* [Given request]: Take the lines from the top down to and including the one with "const PAGE_ICON = '<svg" and repeat them exactly. Omit images.

* [Data lines]:
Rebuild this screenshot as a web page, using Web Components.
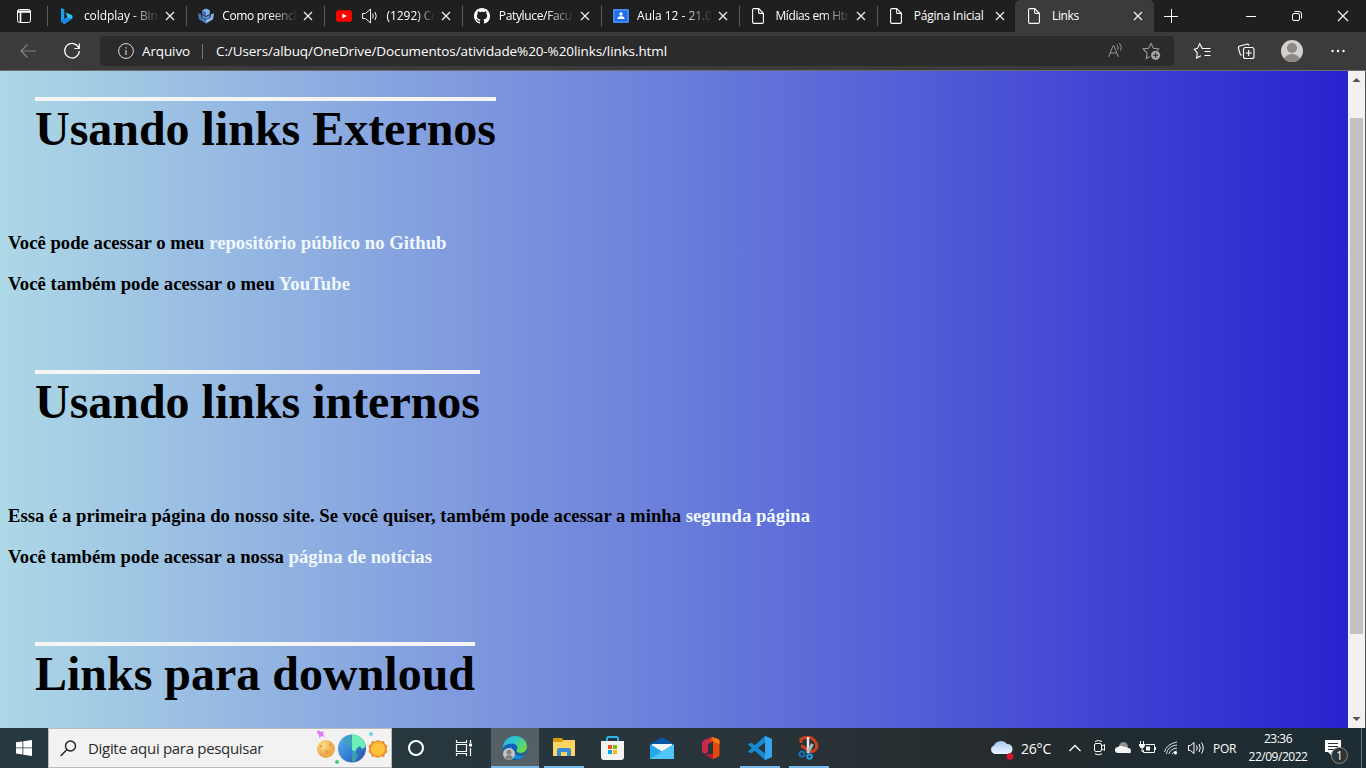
<!DOCTYPE html>
<html lang="pt-BR">
<head>
<meta charset="utf-8">
<title>Links</title>
<style>
html,body{margin:0;height:100%;overflow:hidden}
body{font-family:"Open Sans","Noto Sans",sans-serif;font-size:12px;color:#fff}
</style>
</head>
<body>
<desktop-screen></desktop-screen>
<script>
const define = (name, html) => {
  const t = document.createElement('template');
  t.innerHTML = html;
  customElements.define(name, class extends HTMLElement {
    constructor() {
      super();
      this.attachShadow({mode: 'open'}).appendChild(t.content.cloneNode(true));
    }
  });
};

const PAGE_ICON = '<svg slot="icon" width="16" height="16" viewBox="0 0 16 16" fill="none" stroke="#fff" stroke-width="1.1"><path d="M3 .6h4.700l4.700 4.700v8.800a1.300 1.300 0 0 1-1.300 1.300H2.900a1.300 1.300 0 0 1-1.300-1.300V1.900A1.300 1.300 0 0 1 3 .6zM7.600.8v3.600a1 1 0 0 0 1 1h3.600"/></svg>';

define('browser-tab', `<style>
:host{display:flex;align-items:center;box-sizing:border-box;flex:none;width:138.3px;height:32px;position:relative;padding-left:11px;border-left:1px solid transparent}
:host::before{content:"";position:absolute;left:-1px;top:6px;width:1px;height:20px;background:#5d5d5d}
:host([active]){background:#3b3b3b;border:0;padding-left:12px;border-radius:5px 5px 0 0}
:host([active])::before{display:none}
.label{flex:none;width:74px;margin-left:8.500px;height:20px;line-height:20px;overflow:hidden;white-space:nowrap}
:host([fade]) .label{-webkit-mask-image:linear-gradient(90deg,#000 64%,transparent 102%);mask-image:linear-gradient(90deg,#000 64%,transparent 102%)}
:host([sound]) .label{width:48px}
.sound{display:none;margin-left:9px}
:host([sound]) .sound{display:block}
.x{margin-left:7px;flex:none}
</style><slot name="icon"></slot>
<svg class="sound" width="17" height="16" viewBox="0 0 17 16" fill="none" stroke="#eee"><path d="M1.500 5.500h3L9.500 1v14L4.500 10.500h-3zM11.500 5.500q1.500 2.500 0 5M14 4q2.500 4 0 8"/></svg>
<div class="label"><slot></slot></div>
<svg class="x" width="10" height="10" viewBox="0 0 10 10" stroke="#f2f2f2" stroke-width="1.200"><path d="M1 1l8 8M9 1l-8 8"/></svg>`);

define('tab-strip', `<style>
:host{display:flex;height:32px;background:#1f1f1f;align-items:center}
.menu{width:47.4px;flex:none;height:32px;display:grid;place-items:center}
.tools{flex:1;display:flex;justify-content:space-between}
.new{width:35px;height:32px;display:grid;place-items:center}
.win{display:flex}.win svg{display:block}
</style>
<div class="menu"><svg width="16" height="16" viewBox="0 0 16 16" fill="none" stroke="#fff"><rect x="1.500" y="1.500" width="13" height="13" rx="2"/><path d="M1.500 3.200h13M2 4h12M4.500 4v10" stroke-width="1.600"/></svg></div>
<browser-tab fade><svg slot="icon" width="16" height="16" viewBox="0 0 16 16"><path d="M2 0l3.300 1.200v9.600L2 13z" fill="#1ba0f0"/><path d="M2 13l3.300-2 8-3.200v2.600L5.300 16z" fill="#1479e0"/><path d="M6.500 4.500l6.800 2.800v3.100L5.300 16 2 13l6.500-3.700z" fill="#2fc4f2"/><path d="M5.300 16L2 13l3.400-2 4-1 3.500.6z" fill="#1685ea"/></svg><fit-text w="74">coldplay - Bin</fit-text></browser-tab>
<browser-tab fade><svg slot="icon" width="16" height="16" viewBox="0 0 17 16"><path d="M8.500 0l4 2v4l-4 2-4-2V2z" fill="#7fb2ee"/><path d="M4.500 2l4 2v4l-4-2z" fill="#3f6fb8"/><path d="M0 5l3.500 1.500v3L8.500 12v4L1 11.500z" fill="#4878bd"/><path d="M17 5l-3.500 1.500v3L8.500 12v4L16 11.500z" fill="#8bb4e8"/><path d="M4.500 7l4 2 4-2v2.500l-4 2-4-2z" fill="#5c8fd2"/></svg><fit-text w="74">Como preencl</fit-text></browser-tab>
<browser-tab fade sound><svg slot="icon" width="16" height="16" viewBox="0 0 16 16"><rect y="2.200" width="16" height="11.600" rx="2.600" fill="#f00"/><path d="M6.300 5.500v5l4.400-2.500z" fill="#fff"/></svg><fit-text w="52">(1292) Co</fit-text></browser-tab>
<browser-tab fade><svg slot="icon" width="16" height="16" viewBox="0 0 16 16"><path fill="#fff" d="M8 0C3.580 0 0 3.580 0 8c0 3.540 2.290 6.530 5.470 7.590.4.070.550-.170.550-.380 0-.190-.010-.820-.010-1.490-2.010.370-2.530-.490-2.690-.940-.090-.230-.480-.940-.820-1.130-.280-.150-.680-.520-.010-.530.630-.010 1.080.580 1.230.820.720 1.210 1.870.870 2.330.660.070-.520.280-.870.510-1.070-1.780-.200-3.640-.890-3.640-3.950 0-.870.310-1.590.820-2.150-.080-.200-.360-1.020.080-2.120 0 0 .670-.210 2.200.820.640-.180 1.320-.270 2-.270s1.360.090 2 .270c1.530-1.040 2.200-.820 2.200-.820.440 1.100.160 1.920.080 2.120.510.560.820 1.270.820 2.150 0 3.070-1.870 3.750-3.650 3.950.290.250.540.730.540 1.480 0 1.070-.010 1.930-.010 2.200 0 .210.150.460.550.380A8.010 8.010 0 0 0 16 8c0-4.420-3.580-8-8-8z"/></svg><fit-text w="73">Patyluce/Facu</fit-text></browser-tab>
<browser-tab fade><svg slot="icon" width="16" height="16" viewBox="0 0 16 16"><rect y="1" width="16" height="14" rx="1.300" fill="#4285f4"/><rect x="2" y="3" width="12" height="10" fill="#1c6fe4"/><circle cx="8" cy="6" r="1.700" fill="#fff"/><path d="M4.500 11V10.200C4.500 8.800 6.400 8.200 8 8.200s3.500.6 3.500 2v.8z" fill="#fff"/></svg><fit-text w="75">Aula 12 - 21.0</fit-text></browser-tab>
<browser-tab fade>${PAGE_ICON}<fit-text w="80">Mídias em Htm</fit-text></browser-tab>
<browser-tab>${PAGE_ICON}<fit-text w="70">Página Inicial</fit-text></browser-tab>
<browser-tab active>${PAGE_ICON}<fit-text w="27">Links</fit-text></browser-tab>
<div class="tools"><div class="new"><svg width="14" height="14" viewBox="0 0 14 14" stroke="#fff"><path d="M0 7.500h14M7.500 0v14"/></svg></div>
<div class="win"><svg width="46" height="32" stroke="#fff"><path d="M18 16.500h10"/></svg>
<svg width="46" height="32" fill="none" stroke="#fff"><rect x="18.500" y="13.500" width="7" height="7" rx="1.500"/><path d="M20.500 11.500h4.500q2.500 0 2.500 2.500v4.500"/></svg>
<svg width="46" height="32" stroke="#fff" stroke-width="1.100"><path d="M18 11l10 10M28 11L18 21"/></svg></div></div>`);

define('tool-bar', `<style>
:host{display:flex;height:38px;box-sizing:border-box;background:#3b3b3b;padding:0 6px;align-items:center;font-size:13.500px}
svg{display:block;flex:none}
.addr{display:flex;align-items:center;width:1074px;height:30px;margin:0 6px;background:#2b2b2b;border-radius:4px;box-sizing:border-box;padding-left:18px}
.addr fit-text{line-height:28px}
.kind{margin-left:8px;width:48px;display:flex}
.sep{width:1px;height:15px;background:#777;margin:0 13px 0 12px}
.grow{flex:1}
</style>
<svg width="44" height="38" fill="none" stroke="#818181" stroke-width="1.200"><path d="M30 19H15M21.500 12.500L15 19l6.500 6.500"/></svg>
<svg width="44" height="38" fill="none" stroke="#fff" stroke-width="1.200"><path d="M28.800 16A7.300 7.300 0 1 0 29.300 19M29.300 11.500v5h-5"/></svg>
<div class="addr">
<svg width="16" height="16" fill="none" stroke="#ddd"><circle cx="8" cy="8" r="7.400"/><path d="M8 7v5M8 4.200v1.300" stroke-width="1.100"/></svg>
<div class="kind"><fit-text w="48">Arquivo</fit-text></div><div class="sep"></div><fit-text w="451">C:/Users/albuq/OneDrive/Documentos/atividade%20-%20links/links.html</fit-text>
<div class="grow"></div>
<svg width="36" height="30" fill="none" stroke="#959595"><path d="M11.500 21L16.200 9.500h.6l4.700 11.500M13.200 17h6.600M19.800 8.500q2.200 2 1.100 5M22.300 7q3.200 3.500 1.300 7.500"/></svg>
<svg width="41" height="30" fill="none" stroke="#999" stroke-width="1.100"><path d="M16 20.500l-3.200 2 .8-5.500-4-4 5.500-.8L17.500 7.500l2.500 4.700 5.200.8-1 1.300" transform="translate(.5 0)"/><circle cx="22.600" cy="19.300" r="4.600" fill="#a5a5a5" stroke="none"/><path d="M22.600 16.800v5M20.100 19.300h5" stroke="#2b2b2b"/></svg>
</div>
<svg width="44" height="38" fill="none" stroke="#fff" stroke-width="1.100"><path d="M26 16.500h-3.700l-2.600-4.800-2.200 4.700-3.200.8 3 3.700-.7 5.200 4.300-2.400M24.500 16.500h6M24.500 19.500h6M24.500 23.500h6"/></svg>
<svg width="44" height="38" fill="none" stroke="#fff" stroke-width="1.100"><rect x="19.500" y="15.500" width="10.500" height="11" rx="2"/><path d="M24.700 18v6M21.700 21h6M17.500 23.500l-1.200-1-1.800-6q-.5-2 1.300-2.500l7-1.800q1.700-.3 2.300 1.300"/></svg>
<svg width="48" height="38"><defs><clipPath id="a"><circle cx="24" cy="19" r="11"/></clipPath></defs><circle cx="24" cy="19" r="11" fill="#d2d0ce"/><circle cx="24" cy="16" r="5" fill="#8d8884"/><ellipse cx="24" cy="28" rx="8" ry="6" fill="#8d8884" clip-path="url(#a)"/></svg>
<svg width="44" height="38" fill="#fff"><circle cx="16.500" cy="19" r="1.200"/><circle cx="22" cy="19" r="1.200"/><circle cx="27.500" cy="19" r="1.200"/></svg>`);

define('section-title', `<style>
:host{display:block;padding-left:27px}
h1{display:inline-block;margin:0;border-top:4px solid #f5f5f5;padding-top:1px;font:bold 48px/54px "Liberation Serif",serif;color:#000}
</style><h1><slot></slot></h1>`);

define('link-line', `<style>
:host{display:block;height:41px;font:bold 18.700px/24px "Liberation Serif",serif;color:#000;white-space:nowrap}
::slotted(fit-text){vertical-align:top}
</style><slot></slot>`);

define('web-page', `<style>
:host{display:flex;flex:1;min-height:0;background:#3b3b3b}
main{flex:1;background:linear-gradient(90deg,#add8e6,#2723cf);padding:26px 8px 0;overflow:hidden;box-sizing:border-box}
a{color:#f0f8ff;text-decoration:none}
.bar{width:17px;background:#f1f1f1;display:flex;flex-direction:column;align-items:center;border-right:1px solid #555;box-sizing:content-box}
.thumb{width:13px;height:516px;background:#c1c1c1;margin-bottom:auto}
.group{height:273px;box-sizing:border-box}
.group+.group{height:272px}
section-title{height:134px}
</style>
<main>
<div class="group"><section-title><fit-text w="461">Usando links Externos</fit-text></section-title>
<link-line><fit-text w="438.500">Você pode acessar o meu <a>repositório público no Github</a></fit-text></link-line>
<link-line><fit-text w="342">Você também pode acessar o meu <a>YouTube</a></fit-text></link-line></div>
<div class="group"><section-title><fit-text w="445">Usando links internos</fit-text></section-title>
<link-line><fit-text w="802">Essa é a primeira página do nosso site. Se você quiser, também pode acessar a minha <a>segunda página</a></fit-text></link-line>
<link-line><fit-text w="424">Você também pode acessar a nossa <a>página de notícias</a></fit-text></link-line></div>
<section-title><fit-text w="440">Links para downloud</fit-text></section-title>
</main>
<div class="bar"><svg width="17" height="47"><path d="M4.500 11l4-4 4 4z" fill="#505050"/></svg><div class="thumb"></div><svg width="17" height="17"><path d="M4.500 6l4 4 4-4z" fill="#505050"/></svg></div>`);

define('task-button', `<style>
:host{display:grid;place-items:center;width:48px;margin-right:1px;height:40px;position:relative;flex:none}
:host([open])::after{content:"";position:absolute;left:4px;width:40px;bottom:0;height:2px;background:#76b9ed}
:host([active]){background:linear-gradient(#535f64,#566166)}
:host([active])::after{left:0;width:48px}
</style><slot></slot>`);

define('task-bar', `<style>
:host{display:flex;height:40px;flex:none;align-items:center;background:linear-gradient(90deg,#263940 0,#27373e 30%,#28343a 55%,#262b2c 74%,#1f2c31 84%,#1e2d34)}
svg{display:block;flex:none}
.start{width:48px;display:grid;place-items:center}
.search{width:344px;height:40px;box-sizing:border-box;border:1px solid #bbb;background:#f2f2f2;display:flex;align-items:center;padding-left:11px;color:#2b2b2b;font-size:15px}
.search fit-text{margin-left:11px;line-height:38px}
.pics{margin-left:auto;margin-right:1px}
.gap{width:3px}
.tray{margin-left:auto;display:flex;align-items:center;height:40px}
.temp{font-size:14px;width:31px;margin:0 0 0 7px}
.por{width:24px;margin-left:5px}
.clock{display:flex;flex-direction:column;align-items:center;width:60px;margin-left:11px;line-height:18px;margin-top:-1px}
.bell{position:relative;margin-left:15px;width:38px;height:40px}
.badge{position:absolute;left:8px;top:19px;width:15px;height:15px;border:1px solid #888;border-radius:50%;background:#2e3436;text-align:center;line-height:15px;font-size:12px}
.end{width:1px;height:40px;background:#69757a;margin-right:4px}
</style>
<div class="start"><svg width="16" height="16" fill="#fff"><path d="M0 2.300l6.500-.9v6.100H0zM7.300 1.300L16 0v7.500H7.300zM0 8.300h6.500v6.200L0 13.600zM7.300 8.300H16V16l-8.700-1.200z"/></svg></div>
<div class="search"><svg width="17" height="17" fill="none" stroke="#222" stroke-width="1.400"><circle cx="10.500" cy="6" r="5"/><path d="M7 9.500L.7 16"/></svg><fit-text w="175">Digite aqui para pesquisar</fit-text>
<svg class="pics" width="74" height="38" viewBox="0 0 74 38"><defs><radialGradient id="m" cx=".35" cy=".3"><stop stop-color="#ffe48c"/><stop offset="1" stop-color="#edaa4b"/></radialGradient><linearGradient id="e" x2="1" y2="1"><stop stop-color="#58b8ee"/><stop offset=".5" stop-color="#3683d6"/><stop offset="1" stop-color="#2a4fa5"/></linearGradient></defs>
<path d="M2 1l3 2 3-1-1 3 2 3-3-1-3 2v-3L1 4z" fill="#df7bf2"/><circle cx="10" cy="20" r="9" fill="url(#m)"/><g fill="#e0a045"><circle cx="5" cy="17" r="1.300"/><circle cx="11" cy="23" r="1.800"/><circle cx="14" cy="16" r="1.200"/></g>
<circle cx="36" cy="19.500" r="14" fill="url(#e)"/><path d="M36 5.500q9 0 13 8.500l.5 4-3.500 2-2-3-3 2-2 4-3-2z" fill="#6df0b4"/><path d="M29 8q3-2 7-2.500v13l-3 1-2-4-4-2z" fill="#3f9fc0"/><path d="M36 22l4 1 2 4-3 5-3 1z" fill="#389fae"/>
<circle cx="21" cy="33" r="2" fill="#4ccb76"/><circle cx="55" cy="5" r="2" fill="#6ad8e8"/><path d="M62 11l3 1.500 3-.5 1 3 2.500 2-1 3 1 3-2.500 2-1 3-3-.5-3 1.500-3-1.500-3 .5-1-3-2.500-2 1-3-1-3 2.500-2 1-3 3 .5z" fill="#f38b2b"/><circle cx="62" cy="20" r="7" fill="#fcc33a"/></svg></div>
<svg width="48" height="40" fill="none" stroke="#fff" stroke-width="2"><circle cx="24" cy="20" r="7"/></svg>
<svg width="48" height="40" fill="none" stroke="#fff" stroke-width="1.200"><path d="M16.500 12v2.500h10V12M16.500 28v-2.500h10V28M16.500 16.500h10v7h-10zM30.500 12v3M30.500 20v8"/><path d="M29 15.500h3v3h-3z" fill="#fff" stroke="none"/></svg><div class="gap"></div>
<task-button active open><svg width="26" height="26" viewBox="0 0 26 26"><defs><linearGradient id="g" x2="1" y2=".6"><stop stop-color="#2badea"/><stop offset=".5" stop-color="#31c9c4"/><stop offset="1" stop-color="#6cdb48"/></linearGradient></defs><circle cx="13" cy="13" r="12" fill="#0b63b8"/><path d="M1 13C1 5 7 1 13 1c7 0 12 5 12 10.500 0 4-3 6.500-6.500 6.500-3 0-4.500-1.500-4-3 2-2 .6-6.500-4.500-6.500C6 8.500 2 10 1 13z" fill="url(#g)"/><path d="M9 12q-4 7 3 11 6 3 11-3-5 2-9 0-4-2-4-7z" fill="#1591d9"/><path d="M15 14q-2 3 3 5 3 .6 7-2v2l-3 1q-5 1-8-2-1-2 1-4z" fill="#535f64" opacity=".8"/><circle cx="7" cy="19" r="6" fill="#c9c7c5"/><circle cx="7" cy="17.300" r="2.500" fill="#86817d"/><path d="M3 23q1-3 4-3t4 3q-4 3-8 0z" fill="#86817d"/></svg></task-button>
<task-button open><svg width="22" height="20"><path d="M0 1q0-1 1-1h8l2 3h10v4H0z" fill="#d99a0b"/><path d="M0 4h9l2-2h11v16H0z" fill="#ffd463"/><path d="M4 18v-6q0-2 2-2h10q2 0 2 2v6h-4v-4H8v4z" fill="#398bd2"/></svg></task-button>
<task-button><svg width="24" height="24"><path d="M6 7V2.500Q6 1 7.500 1h8Q17 1 17 2.500V7" fill="none" stroke="#29b5e8" stroke-width="2"/><path d="M0 5h23v16q0 3-3 3H3q-3 0-3-3z" fill="#f3f3f3"/><path d="M7 9h4v4H7z" fill="#f25022"/><path d="M12 9h4v4h-4z" fill="#7fba00"/><path d="M7 14h4v4H7z" fill="#00a4ef"/><path d="M12 14h4v4h-4z" fill="#ffb900"/></svg></task-button>
<task-button><svg width="24" height="24" viewBox="0 0 24 24"><path d="M0 8L12 1l12 7v6H0z" fill="#0a55a5"/><path d="M2 8h20v8H2z" fill="#f5f5f5"/><path d="M0 8l12 7.500L24 8v15H0z" fill="#23a9ec"/><path d="M24 8v15H0l12-7.500z" fill="#51c5f6"/></svg></task-button>
<task-button><svg width="20" height="24" viewBox="0 0 20 24"><path d="M1 7q0-2 2-3l8-3v5L7 8v8l-3 2-3-2z" fill="#c92a48"/><path d="M11 1l6 2q1.500.5 1.500 2v14q0 1.500-1.500 2l-5 2V5L8 6z" fill="#e8480d"/><path d="M11 1l6 2q1.500.5 1.500 2v3L12 6V5z" fill="#f77a10"/><path d="M4 19l3-1h5v5h-1z" fill="#b61c34"/></svg></task-button>
<task-button open><svg width="24" height="24" viewBox="0 0 24 24"><path d="M17 0l7 3v18l-7 3L2 10.500 0 8.500 2 7l2 .2L17 17.500v-11L4 16.700 2 17l-2-1.500z" fill="#168bd2"/><path d="M17 0l7 3v18l-7 3z" fill="#35a5ee"/></svg></task-button>
<task-button open><svg width="22" height="24" viewBox="0 0 22 24" fill="none"><path d="M3 7V3q8-4 13 1 5 6 1 10-4 3-8 0-4-4-6-4" stroke="#c8401c" stroke-width="3"/><path d="M10 1v16" stroke="#e3e5e6" stroke-width="2.500"/><path d="M14.500 8L10 16" stroke="#aeb4b7" stroke-width="3"/><circle cx="4" cy="18" r="2.500" stroke="#1670ba" stroke-width="2"/><circle cx="11.500" cy="20.500" r="2.300" stroke="#1f9be2" stroke-width="2"/></svg></task-button>
<div class="tray">
<svg width="24" height="24" viewBox="0 0 24 24"><defs><linearGradient id="c" x2="0" y2="1"><stop stop-color="#a6c8f3"/><stop offset="1" stop-color="#edf4fd"/></linearGradient></defs><path d="M5 18a5 4.500 0 0 1-1-8.500 A7.500 7 0 0 1 17 8a5 5 0 0 1 1 10z" fill="url(#c)"/><circle cx="20" cy="20.500" r="3.300" fill="#e2102f"/></svg>
<div class="temp"><fit-text w="30">26°C</fit-text></div>
<svg width="24" height="24" viewBox="0 0 24 24" style="margin-left:11px" fill="none" stroke="#fff" stroke-width="1.300"><path d="M6.500 15L12 9.500l5.500 5.500"/></svg>
<svg width="24" height="24" viewBox="0 0 24 24" fill="none" stroke="#fff"><rect x="7.500" y="7.500" width="7" height="8" rx="1.500"/><path d="M14.500 10.500l3-2v6l-3-2M8 5.500q3-2 7 0M8 17.800q3 2 7 0"/></svg>
<svg width="24" height="24" viewBox="0 0 24 24"><path d="M8 12q-.5-5 4-6 4 0 5 4l-3 7z" fill="#8b9193"/><path d="M7 17a3 3 0 0 1 0-6q3-2.500 6 0 2-1.500 4 1 3 0 3 3t-3 2z" fill="#f4f4f4"/></svg>
<svg width="25" height="24" viewBox="0 0 25 24" fill="none" stroke="#fff"><path d="M10.500 8.500h9v8h-11V14M20.500 11v3M5.500 5v3M8.500 5v3M7 11v4.500h2"/><path d="M4 8h6v1.500L8.500 12h-3L4 9.500zM11 10.500h4v4h-4z" fill="#fff" stroke="none"/></svg>
<svg width="24" height="24" viewBox="0 0 24 24" fill="none" stroke="#ddd"><path d="M9 18q1-5 8-6M6.500 18q1-8 10.500-9M4.500 16q2-8 12.500-10M12 18q1-2.500 5-3"/><circle cx="15.500" cy="17" r="1.500" fill="#fff" stroke="none"/></svg>
<svg width="24" height="24" viewBox="0 0 24 24" fill="none" stroke="#fff"><path d="M4.500 9.500h2l3.500-3v11l-3.500-3h-2zM12.500 9.500q1.500 2.500 0 5M15 8q2.500 4 0 8M17.500 6.500q3.500 5.500 0 11"/></svg>
<div class="por"><fit-text w="23">POR</fit-text></div>
<div class="clock"><fit-text w="28">23:36</fit-text><fit-text w="59">22/09/2022</fit-text></div>
<div class="bell"><svg width="18" height="40" fill="#fff"><path d="M2 12h16v12h-9v4l-4-4H2z"/><path d="M5 15.500h10M5 18.500h10M5 21.500h7" stroke="#26343a"/></svg><div class="badge">1</div></div>
<div class="end"></div></div>`);

define('desktop-screen', `<style>
:host{display:flex;flex-direction:column;width:1366px;height:768px;overflow:hidden}
.line{height:1px;background:#6c6c6c;flex:none}
tab-strip,tool-bar{flex:none}
</style><tab-strip></tab-strip><tool-bar></tool-bar><div class="line"></div><web-page></web-page><task-bar></task-bar>`);

/* A single line of text, tracked so that it fills the width given in "w". */
customElements.define('fit-text', class extends HTMLElement {
  constructor() {
    super();
    this.attachShadow({mode: 'open'}).innerHTML = '<style>:host{display:inline-block;white-space:nowrap}</style><slot></slot>';
  }
  connectedCallback() {
    const target = parseFloat(this.getAttribute('w'));
    const natural = this.getBoundingClientRect().width;
    this.style.letterSpacing = (target - natural) / this.textContent.length + 'px';
  }
});
</script>
</body>
</html>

* [Solution to this exercise]:
Rebuild this screenshot as a web page, using Web Components.
<!DOCTYPE html>
<html lang="pt-BR">
<head>
<meta charset="utf-8">
<title>Links</title>
<style>
html,body{margin:0;height:100%;overflow:hidden}
body{font-family:"Open Sans","Noto Sans",sans-serif;font-size:12px;color:#fff}
</style>
</head>
<body>
<desktop-screen></desktop-screen>
<script>
const define = (name, html) => {
  const t = document.createElement('template');
  t.innerHTML = html;
  customElements.define(name, class extends HTMLElement {
    constructor() {
      super();
      this.attachShadow({mode: 'open'}).appendChild(t.content.cloneNode(true));
    }
  });
};

const PAGE_ICON = '<svg slot="icon" width="16" height="16" viewBox="0 0 16 16" fill="none" stroke="#fff" stroke-width="1.1"><path d="M3 .6h4.700l4.700 4.700v8.800a1.300 1.300 0 0 1-1.300 1.300H2.900a1.300 1.300 0 0 1-1.300-1.300V1.900A1.300 1.300 0 0 1 3 .6zM7.600.8v3.600a1 1 0 0 0 1 1h3.600"/></svg>';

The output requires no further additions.